Records for the exercise:
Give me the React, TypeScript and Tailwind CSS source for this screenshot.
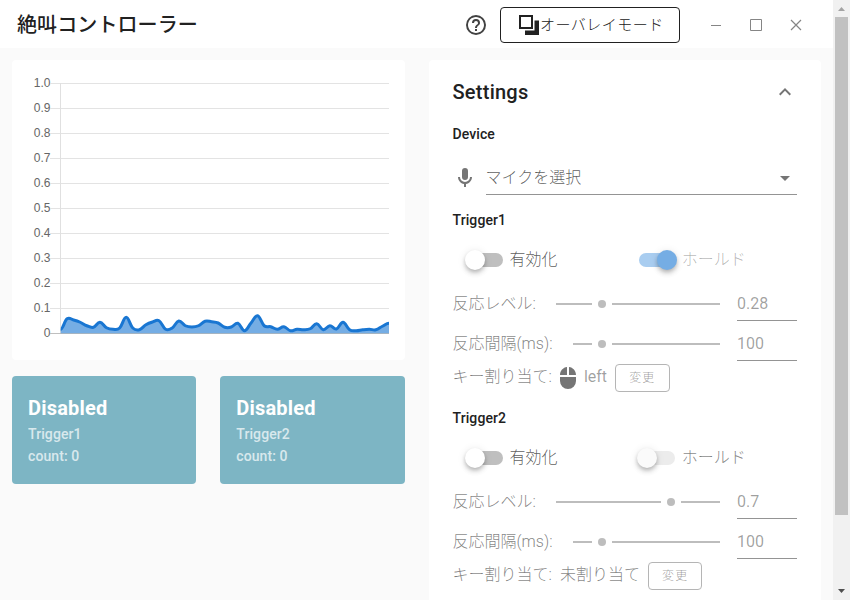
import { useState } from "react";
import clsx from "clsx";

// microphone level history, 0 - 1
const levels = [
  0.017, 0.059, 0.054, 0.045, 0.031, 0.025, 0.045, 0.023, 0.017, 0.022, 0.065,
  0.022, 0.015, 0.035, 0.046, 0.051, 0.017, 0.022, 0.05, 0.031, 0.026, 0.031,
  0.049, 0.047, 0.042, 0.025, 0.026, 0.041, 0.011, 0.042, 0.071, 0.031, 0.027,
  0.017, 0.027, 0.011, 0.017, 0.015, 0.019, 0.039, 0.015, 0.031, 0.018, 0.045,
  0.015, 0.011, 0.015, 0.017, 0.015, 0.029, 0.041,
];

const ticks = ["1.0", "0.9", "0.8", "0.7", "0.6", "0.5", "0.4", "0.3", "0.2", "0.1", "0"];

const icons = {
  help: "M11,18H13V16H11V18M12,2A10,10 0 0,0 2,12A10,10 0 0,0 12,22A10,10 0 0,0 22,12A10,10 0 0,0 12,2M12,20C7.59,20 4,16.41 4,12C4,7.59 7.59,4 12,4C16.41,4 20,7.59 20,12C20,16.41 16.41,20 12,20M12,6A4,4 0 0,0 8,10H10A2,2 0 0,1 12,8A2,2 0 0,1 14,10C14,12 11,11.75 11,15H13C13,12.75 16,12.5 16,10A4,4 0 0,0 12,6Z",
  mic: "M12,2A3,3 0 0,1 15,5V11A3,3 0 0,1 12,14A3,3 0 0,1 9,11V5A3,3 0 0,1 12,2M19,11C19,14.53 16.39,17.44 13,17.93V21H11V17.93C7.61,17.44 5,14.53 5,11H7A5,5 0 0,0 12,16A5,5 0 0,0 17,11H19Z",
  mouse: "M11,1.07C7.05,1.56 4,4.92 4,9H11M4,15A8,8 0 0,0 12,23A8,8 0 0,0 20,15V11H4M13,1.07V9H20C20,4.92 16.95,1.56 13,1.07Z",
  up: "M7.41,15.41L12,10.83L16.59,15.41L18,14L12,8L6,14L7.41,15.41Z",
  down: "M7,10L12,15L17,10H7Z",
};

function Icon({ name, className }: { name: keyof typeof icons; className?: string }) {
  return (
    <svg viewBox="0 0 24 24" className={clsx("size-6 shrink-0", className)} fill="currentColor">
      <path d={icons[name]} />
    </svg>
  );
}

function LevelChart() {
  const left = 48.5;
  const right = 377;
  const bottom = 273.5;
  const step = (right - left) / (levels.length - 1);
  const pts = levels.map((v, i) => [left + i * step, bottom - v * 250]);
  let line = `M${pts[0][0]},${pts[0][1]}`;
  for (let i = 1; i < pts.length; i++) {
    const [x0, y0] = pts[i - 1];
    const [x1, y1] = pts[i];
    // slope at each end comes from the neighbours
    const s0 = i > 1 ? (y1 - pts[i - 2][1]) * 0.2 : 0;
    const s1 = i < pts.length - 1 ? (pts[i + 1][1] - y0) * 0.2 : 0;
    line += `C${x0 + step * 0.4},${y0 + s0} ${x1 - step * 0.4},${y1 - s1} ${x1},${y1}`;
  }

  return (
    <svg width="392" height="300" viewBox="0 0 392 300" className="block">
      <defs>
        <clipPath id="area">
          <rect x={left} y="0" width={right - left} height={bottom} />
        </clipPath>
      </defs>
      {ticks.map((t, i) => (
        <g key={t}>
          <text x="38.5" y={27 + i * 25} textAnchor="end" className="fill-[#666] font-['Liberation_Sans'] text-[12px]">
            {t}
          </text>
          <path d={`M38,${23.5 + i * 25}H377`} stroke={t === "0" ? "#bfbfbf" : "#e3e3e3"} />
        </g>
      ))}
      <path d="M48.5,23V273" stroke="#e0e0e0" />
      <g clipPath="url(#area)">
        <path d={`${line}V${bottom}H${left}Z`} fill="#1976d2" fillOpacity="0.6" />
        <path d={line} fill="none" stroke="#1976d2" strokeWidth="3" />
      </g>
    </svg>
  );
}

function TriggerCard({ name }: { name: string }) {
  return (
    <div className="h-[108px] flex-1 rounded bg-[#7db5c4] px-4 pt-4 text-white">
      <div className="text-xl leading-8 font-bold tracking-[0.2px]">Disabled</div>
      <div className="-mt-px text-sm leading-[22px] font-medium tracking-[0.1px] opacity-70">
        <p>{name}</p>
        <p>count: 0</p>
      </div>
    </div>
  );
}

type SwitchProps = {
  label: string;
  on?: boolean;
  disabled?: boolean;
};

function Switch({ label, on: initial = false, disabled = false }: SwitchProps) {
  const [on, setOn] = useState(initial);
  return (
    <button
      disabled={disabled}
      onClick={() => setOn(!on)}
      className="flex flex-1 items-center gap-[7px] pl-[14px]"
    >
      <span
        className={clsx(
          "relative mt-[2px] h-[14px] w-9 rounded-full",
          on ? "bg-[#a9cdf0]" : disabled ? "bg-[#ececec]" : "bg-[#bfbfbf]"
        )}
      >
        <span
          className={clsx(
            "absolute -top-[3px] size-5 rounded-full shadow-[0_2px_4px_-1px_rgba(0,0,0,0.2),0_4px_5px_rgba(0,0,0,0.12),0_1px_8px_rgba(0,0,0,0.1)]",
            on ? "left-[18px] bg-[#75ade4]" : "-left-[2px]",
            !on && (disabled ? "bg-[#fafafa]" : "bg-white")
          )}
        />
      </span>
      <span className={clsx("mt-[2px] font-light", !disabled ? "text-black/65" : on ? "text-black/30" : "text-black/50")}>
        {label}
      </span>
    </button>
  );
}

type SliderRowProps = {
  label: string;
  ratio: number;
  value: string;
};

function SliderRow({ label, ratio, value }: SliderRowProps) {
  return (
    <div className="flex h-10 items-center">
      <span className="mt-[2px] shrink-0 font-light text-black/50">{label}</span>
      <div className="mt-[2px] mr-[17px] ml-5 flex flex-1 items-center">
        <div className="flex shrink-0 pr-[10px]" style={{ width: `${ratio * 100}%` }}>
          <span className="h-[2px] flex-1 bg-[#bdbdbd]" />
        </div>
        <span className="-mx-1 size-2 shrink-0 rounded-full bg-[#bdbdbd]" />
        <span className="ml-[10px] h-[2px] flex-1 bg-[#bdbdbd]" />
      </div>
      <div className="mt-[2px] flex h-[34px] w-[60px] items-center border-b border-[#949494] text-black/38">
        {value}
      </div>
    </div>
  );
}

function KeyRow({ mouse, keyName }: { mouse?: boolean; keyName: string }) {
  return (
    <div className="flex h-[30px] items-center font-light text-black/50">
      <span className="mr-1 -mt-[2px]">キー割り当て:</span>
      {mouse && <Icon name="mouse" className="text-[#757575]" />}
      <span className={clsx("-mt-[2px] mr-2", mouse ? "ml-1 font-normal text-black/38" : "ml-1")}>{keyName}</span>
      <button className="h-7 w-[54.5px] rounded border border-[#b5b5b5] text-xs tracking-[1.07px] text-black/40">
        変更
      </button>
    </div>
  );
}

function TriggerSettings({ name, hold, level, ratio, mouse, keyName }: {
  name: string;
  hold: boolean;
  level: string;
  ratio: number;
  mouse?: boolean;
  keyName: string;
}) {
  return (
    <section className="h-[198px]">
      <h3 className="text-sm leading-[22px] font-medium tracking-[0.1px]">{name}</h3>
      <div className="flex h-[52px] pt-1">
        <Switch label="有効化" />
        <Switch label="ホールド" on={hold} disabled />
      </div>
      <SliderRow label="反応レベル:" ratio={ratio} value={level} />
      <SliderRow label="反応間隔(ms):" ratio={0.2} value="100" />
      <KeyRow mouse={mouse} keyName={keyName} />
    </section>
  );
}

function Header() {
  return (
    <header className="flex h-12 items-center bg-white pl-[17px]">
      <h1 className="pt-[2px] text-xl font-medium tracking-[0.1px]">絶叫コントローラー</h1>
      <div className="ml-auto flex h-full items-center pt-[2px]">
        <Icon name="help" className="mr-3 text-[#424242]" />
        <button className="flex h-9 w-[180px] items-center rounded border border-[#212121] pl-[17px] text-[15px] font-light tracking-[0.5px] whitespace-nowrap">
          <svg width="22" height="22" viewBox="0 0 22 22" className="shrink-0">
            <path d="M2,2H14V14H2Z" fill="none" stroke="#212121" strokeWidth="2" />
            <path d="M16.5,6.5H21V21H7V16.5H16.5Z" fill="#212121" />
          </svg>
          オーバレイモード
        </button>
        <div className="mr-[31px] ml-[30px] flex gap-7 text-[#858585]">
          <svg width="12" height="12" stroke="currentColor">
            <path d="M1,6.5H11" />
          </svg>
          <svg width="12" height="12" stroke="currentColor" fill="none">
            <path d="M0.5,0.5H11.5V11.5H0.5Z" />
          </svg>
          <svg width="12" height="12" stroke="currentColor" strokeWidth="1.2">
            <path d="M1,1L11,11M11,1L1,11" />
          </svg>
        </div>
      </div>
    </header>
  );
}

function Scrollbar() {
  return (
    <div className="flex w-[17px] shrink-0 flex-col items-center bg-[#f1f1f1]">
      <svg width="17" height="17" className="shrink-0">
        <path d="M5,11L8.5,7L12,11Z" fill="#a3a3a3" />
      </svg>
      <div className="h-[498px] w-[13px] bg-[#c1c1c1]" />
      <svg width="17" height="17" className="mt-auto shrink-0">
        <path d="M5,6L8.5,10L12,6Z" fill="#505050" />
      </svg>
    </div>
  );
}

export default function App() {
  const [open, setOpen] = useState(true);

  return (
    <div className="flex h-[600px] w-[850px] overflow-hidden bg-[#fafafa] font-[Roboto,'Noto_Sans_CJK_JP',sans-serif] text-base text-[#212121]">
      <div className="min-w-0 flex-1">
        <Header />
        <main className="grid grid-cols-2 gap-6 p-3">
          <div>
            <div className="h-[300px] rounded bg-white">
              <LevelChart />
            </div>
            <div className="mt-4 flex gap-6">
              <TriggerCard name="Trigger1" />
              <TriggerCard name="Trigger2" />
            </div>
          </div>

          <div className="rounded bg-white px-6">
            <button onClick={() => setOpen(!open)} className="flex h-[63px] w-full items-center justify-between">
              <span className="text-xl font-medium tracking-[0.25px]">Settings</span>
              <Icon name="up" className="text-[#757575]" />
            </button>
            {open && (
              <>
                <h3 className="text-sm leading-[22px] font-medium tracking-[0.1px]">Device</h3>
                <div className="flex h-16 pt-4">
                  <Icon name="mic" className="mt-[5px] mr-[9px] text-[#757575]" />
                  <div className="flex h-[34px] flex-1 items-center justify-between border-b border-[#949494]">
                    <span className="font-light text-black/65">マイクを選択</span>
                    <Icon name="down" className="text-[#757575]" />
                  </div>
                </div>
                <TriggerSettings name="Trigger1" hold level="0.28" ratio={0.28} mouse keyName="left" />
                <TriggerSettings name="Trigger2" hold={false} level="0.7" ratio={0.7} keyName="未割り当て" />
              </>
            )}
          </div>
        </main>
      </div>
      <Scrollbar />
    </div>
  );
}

---

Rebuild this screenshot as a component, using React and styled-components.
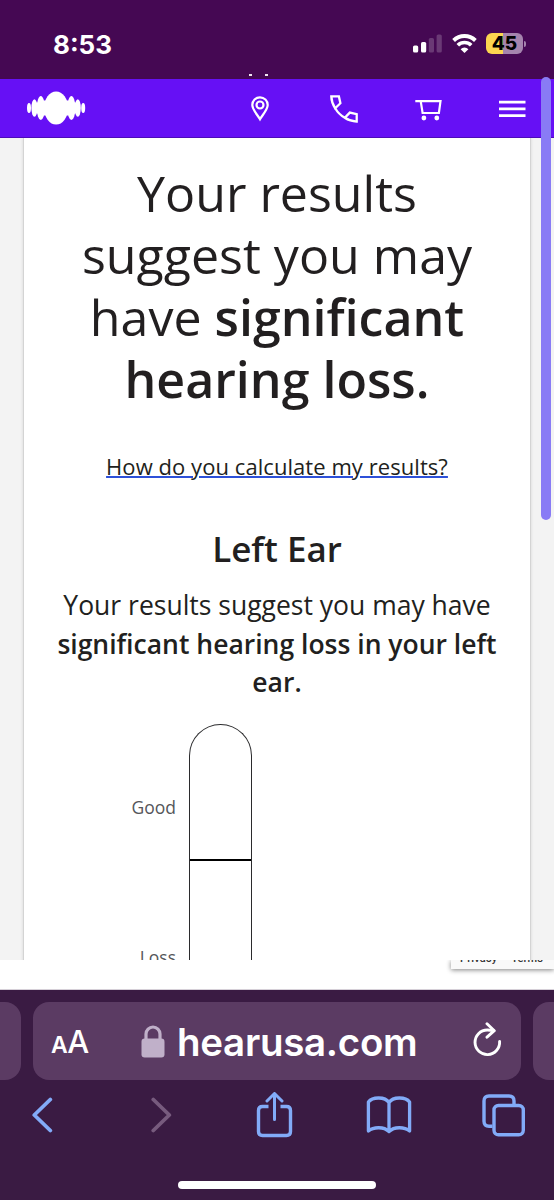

* * *

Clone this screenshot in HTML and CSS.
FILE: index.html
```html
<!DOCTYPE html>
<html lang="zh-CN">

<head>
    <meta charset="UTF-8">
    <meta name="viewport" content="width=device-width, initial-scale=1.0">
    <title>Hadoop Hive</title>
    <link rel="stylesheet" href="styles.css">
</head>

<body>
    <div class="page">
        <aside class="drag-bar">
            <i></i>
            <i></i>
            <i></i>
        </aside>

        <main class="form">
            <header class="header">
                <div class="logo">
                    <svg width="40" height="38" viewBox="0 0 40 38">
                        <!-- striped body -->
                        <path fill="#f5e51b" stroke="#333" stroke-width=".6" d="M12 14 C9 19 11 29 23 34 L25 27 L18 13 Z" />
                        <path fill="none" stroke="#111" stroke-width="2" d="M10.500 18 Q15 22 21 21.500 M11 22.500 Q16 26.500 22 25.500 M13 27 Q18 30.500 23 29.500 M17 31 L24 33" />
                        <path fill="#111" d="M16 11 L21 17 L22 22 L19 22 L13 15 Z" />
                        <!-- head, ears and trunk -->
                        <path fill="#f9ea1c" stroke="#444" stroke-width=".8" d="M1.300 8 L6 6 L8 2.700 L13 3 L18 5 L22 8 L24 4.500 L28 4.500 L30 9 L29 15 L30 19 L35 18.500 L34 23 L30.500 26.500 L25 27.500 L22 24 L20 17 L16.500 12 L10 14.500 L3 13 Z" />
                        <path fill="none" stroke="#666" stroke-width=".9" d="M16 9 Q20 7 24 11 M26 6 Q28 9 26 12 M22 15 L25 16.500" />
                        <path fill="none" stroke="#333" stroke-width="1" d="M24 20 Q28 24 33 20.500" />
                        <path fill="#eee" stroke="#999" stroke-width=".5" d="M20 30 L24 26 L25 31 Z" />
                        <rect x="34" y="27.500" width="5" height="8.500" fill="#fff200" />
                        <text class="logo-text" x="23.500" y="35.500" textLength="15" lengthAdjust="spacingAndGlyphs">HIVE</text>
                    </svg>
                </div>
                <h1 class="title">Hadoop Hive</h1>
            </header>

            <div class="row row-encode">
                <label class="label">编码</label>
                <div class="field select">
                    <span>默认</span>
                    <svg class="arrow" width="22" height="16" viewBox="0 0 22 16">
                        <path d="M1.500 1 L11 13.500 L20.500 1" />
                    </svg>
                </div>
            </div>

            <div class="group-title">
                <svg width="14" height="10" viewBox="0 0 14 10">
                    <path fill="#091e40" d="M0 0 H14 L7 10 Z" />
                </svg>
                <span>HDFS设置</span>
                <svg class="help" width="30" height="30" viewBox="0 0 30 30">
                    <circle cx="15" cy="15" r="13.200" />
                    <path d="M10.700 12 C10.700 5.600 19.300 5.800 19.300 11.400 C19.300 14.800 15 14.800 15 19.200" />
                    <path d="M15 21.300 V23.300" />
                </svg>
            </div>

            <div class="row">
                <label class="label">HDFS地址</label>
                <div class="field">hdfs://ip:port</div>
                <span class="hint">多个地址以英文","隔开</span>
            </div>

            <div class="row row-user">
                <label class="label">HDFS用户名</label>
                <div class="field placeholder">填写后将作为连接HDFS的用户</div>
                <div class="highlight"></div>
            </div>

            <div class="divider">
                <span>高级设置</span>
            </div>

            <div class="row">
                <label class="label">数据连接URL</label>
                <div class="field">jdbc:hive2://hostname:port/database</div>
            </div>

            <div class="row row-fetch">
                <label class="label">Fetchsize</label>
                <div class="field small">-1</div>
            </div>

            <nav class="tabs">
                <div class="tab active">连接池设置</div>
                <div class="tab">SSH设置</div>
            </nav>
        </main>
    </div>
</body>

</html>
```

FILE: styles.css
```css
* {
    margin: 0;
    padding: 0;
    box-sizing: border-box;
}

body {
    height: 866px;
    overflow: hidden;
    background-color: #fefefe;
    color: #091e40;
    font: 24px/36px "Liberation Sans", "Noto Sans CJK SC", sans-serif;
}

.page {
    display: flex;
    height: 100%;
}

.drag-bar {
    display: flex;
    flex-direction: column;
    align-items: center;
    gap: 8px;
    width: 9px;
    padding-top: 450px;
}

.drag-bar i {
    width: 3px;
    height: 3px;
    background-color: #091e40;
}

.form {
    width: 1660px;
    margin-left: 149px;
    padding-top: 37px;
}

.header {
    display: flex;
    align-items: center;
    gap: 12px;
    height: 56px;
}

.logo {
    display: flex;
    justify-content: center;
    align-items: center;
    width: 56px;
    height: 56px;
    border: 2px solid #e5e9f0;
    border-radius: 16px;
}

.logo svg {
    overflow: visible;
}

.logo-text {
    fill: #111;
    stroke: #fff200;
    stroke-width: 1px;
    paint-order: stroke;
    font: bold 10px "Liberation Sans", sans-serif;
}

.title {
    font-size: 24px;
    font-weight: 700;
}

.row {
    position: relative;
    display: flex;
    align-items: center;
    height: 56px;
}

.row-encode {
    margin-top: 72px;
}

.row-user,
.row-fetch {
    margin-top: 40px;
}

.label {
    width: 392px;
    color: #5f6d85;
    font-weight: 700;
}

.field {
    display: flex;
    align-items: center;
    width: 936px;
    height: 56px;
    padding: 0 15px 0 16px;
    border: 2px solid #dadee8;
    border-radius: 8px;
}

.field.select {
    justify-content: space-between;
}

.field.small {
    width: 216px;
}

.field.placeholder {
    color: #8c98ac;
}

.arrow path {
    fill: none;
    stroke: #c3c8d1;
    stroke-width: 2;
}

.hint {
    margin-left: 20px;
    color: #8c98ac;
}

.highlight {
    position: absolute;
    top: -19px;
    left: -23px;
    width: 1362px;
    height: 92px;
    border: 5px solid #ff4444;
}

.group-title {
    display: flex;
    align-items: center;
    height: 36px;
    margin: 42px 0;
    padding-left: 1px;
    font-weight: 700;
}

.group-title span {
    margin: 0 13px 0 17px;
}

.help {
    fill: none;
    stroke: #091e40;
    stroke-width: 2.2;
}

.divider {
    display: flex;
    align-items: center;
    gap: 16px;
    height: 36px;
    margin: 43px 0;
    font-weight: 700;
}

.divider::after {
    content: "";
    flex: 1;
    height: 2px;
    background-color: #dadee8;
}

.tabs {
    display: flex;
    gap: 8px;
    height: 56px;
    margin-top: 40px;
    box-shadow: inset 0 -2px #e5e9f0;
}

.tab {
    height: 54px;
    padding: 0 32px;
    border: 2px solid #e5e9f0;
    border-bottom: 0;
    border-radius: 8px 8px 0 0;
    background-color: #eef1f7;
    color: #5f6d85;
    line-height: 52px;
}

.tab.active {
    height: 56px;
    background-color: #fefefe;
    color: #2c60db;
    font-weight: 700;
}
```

Goal: Only the stretch from the line with "Give me the" through the line with "import clsx from" should be copied, exactly and with both ends. Drop the pictures.

Reply:
Give me the React, TypeScript and Tailwind CSS source for this screenshot.
import { useState } from "react";
import clsx from "clsx";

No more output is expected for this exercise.